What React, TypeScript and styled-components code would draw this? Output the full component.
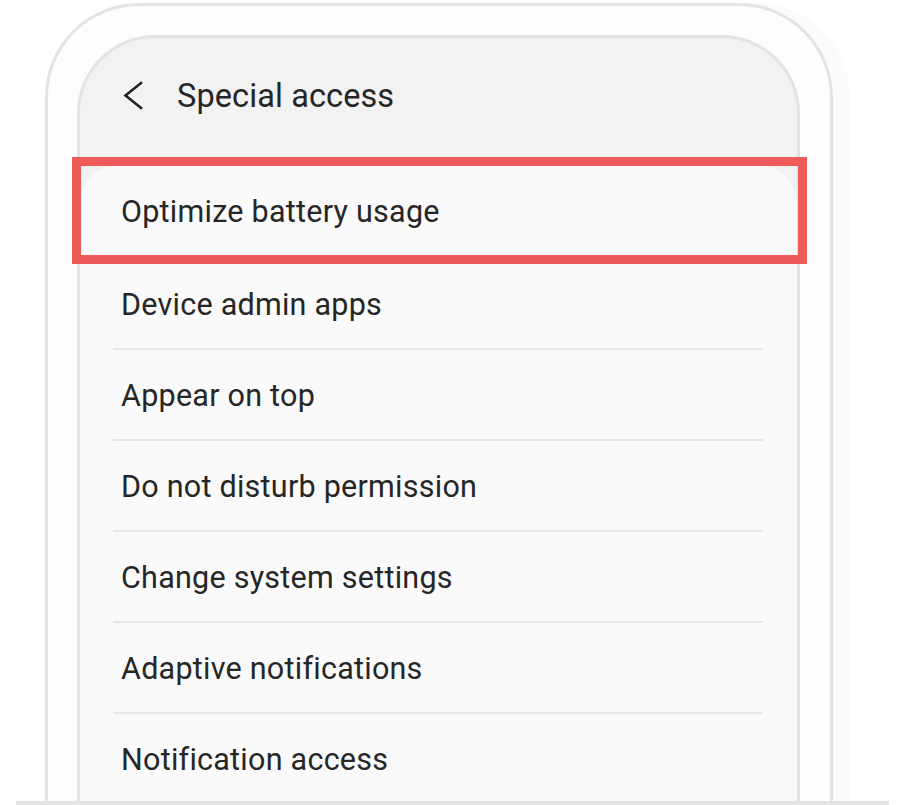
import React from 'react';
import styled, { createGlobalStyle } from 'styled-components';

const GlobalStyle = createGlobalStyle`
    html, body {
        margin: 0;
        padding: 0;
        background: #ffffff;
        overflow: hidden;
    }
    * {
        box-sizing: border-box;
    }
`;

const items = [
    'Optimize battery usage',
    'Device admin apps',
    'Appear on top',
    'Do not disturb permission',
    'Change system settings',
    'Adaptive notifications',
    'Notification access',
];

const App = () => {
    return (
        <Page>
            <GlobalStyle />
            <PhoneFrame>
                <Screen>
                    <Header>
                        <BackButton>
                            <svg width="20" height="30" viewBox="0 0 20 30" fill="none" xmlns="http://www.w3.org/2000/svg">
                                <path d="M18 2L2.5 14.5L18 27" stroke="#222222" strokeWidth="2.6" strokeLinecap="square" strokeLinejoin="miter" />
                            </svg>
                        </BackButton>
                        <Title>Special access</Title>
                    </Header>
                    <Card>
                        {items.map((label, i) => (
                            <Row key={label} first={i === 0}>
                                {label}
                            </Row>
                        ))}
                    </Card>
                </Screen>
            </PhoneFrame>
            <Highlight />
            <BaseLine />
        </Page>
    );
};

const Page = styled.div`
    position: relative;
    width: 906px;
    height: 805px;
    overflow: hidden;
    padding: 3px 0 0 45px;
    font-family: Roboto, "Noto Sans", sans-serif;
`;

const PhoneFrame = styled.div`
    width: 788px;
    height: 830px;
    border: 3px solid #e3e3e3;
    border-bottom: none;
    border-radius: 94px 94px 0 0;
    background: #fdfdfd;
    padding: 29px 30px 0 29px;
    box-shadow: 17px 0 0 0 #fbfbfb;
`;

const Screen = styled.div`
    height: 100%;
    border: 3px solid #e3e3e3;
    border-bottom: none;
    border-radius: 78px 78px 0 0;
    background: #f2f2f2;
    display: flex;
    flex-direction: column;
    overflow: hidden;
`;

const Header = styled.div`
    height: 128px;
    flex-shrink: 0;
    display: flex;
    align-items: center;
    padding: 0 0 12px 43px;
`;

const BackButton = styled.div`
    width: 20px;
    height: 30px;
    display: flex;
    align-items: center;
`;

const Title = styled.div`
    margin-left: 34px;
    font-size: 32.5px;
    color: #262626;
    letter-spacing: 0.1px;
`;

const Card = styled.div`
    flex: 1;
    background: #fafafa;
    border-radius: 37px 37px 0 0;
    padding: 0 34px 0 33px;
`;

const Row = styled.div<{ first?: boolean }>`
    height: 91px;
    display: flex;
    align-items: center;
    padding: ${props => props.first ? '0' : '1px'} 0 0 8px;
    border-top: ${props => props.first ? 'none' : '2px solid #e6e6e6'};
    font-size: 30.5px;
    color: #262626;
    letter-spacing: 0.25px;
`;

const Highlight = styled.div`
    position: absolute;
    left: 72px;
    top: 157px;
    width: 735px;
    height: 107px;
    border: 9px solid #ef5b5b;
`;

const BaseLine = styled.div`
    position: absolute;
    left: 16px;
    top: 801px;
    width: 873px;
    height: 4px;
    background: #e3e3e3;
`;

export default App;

* * *

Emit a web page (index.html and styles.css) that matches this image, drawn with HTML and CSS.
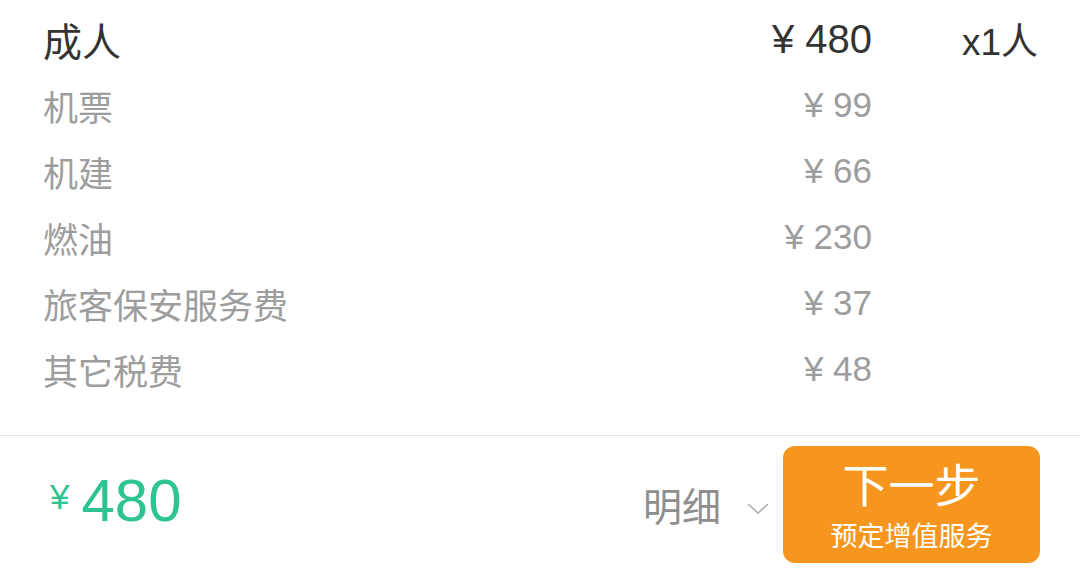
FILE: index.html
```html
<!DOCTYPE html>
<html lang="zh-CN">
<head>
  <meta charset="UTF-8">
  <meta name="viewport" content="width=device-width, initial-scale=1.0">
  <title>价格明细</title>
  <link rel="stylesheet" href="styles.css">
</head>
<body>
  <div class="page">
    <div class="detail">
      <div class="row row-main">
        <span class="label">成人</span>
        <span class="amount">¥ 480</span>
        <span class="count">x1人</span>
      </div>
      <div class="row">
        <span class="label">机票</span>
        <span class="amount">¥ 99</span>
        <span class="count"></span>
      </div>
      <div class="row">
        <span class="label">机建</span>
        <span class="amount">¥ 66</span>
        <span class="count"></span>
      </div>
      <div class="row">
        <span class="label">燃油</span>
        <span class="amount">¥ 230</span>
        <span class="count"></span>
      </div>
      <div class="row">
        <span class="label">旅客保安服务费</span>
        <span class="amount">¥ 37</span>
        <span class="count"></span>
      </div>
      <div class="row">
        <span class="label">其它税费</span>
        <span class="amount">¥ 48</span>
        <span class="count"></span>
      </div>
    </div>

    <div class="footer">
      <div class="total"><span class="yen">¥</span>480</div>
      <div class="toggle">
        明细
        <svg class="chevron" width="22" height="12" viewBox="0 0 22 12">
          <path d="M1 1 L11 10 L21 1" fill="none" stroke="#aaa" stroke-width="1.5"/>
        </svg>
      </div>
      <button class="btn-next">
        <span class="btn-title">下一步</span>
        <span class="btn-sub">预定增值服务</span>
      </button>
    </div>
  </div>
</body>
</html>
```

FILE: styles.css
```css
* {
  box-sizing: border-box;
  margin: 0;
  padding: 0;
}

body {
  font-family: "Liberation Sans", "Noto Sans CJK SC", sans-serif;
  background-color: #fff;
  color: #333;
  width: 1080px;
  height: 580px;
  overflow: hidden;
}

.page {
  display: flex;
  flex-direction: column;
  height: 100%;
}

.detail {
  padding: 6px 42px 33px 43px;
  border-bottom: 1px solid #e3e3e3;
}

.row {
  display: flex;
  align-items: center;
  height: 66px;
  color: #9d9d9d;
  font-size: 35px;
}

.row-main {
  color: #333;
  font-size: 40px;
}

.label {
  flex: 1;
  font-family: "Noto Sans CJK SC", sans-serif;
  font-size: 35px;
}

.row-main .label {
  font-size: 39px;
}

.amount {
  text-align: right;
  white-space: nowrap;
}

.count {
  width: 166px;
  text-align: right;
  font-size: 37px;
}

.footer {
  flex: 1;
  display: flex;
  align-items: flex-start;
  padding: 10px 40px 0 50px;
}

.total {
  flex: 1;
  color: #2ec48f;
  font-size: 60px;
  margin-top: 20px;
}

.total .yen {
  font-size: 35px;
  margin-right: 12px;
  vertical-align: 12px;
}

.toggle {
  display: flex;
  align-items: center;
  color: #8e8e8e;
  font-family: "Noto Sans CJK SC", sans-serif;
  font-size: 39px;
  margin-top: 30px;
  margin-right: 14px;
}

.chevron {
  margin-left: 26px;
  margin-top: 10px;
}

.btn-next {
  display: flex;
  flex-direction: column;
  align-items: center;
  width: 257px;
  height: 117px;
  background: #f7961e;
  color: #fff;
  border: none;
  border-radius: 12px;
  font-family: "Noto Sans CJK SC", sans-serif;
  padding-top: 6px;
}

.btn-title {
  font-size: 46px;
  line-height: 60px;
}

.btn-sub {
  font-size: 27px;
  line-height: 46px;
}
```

---

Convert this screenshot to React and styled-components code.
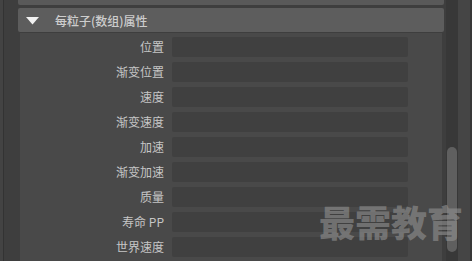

• Directive:
Your task is to list each line of the records with the word "code".

• Task output:
What React, TypeScript and styled-components code would draw this? Output the full component.
Convert this screenshot to React and styled-components code.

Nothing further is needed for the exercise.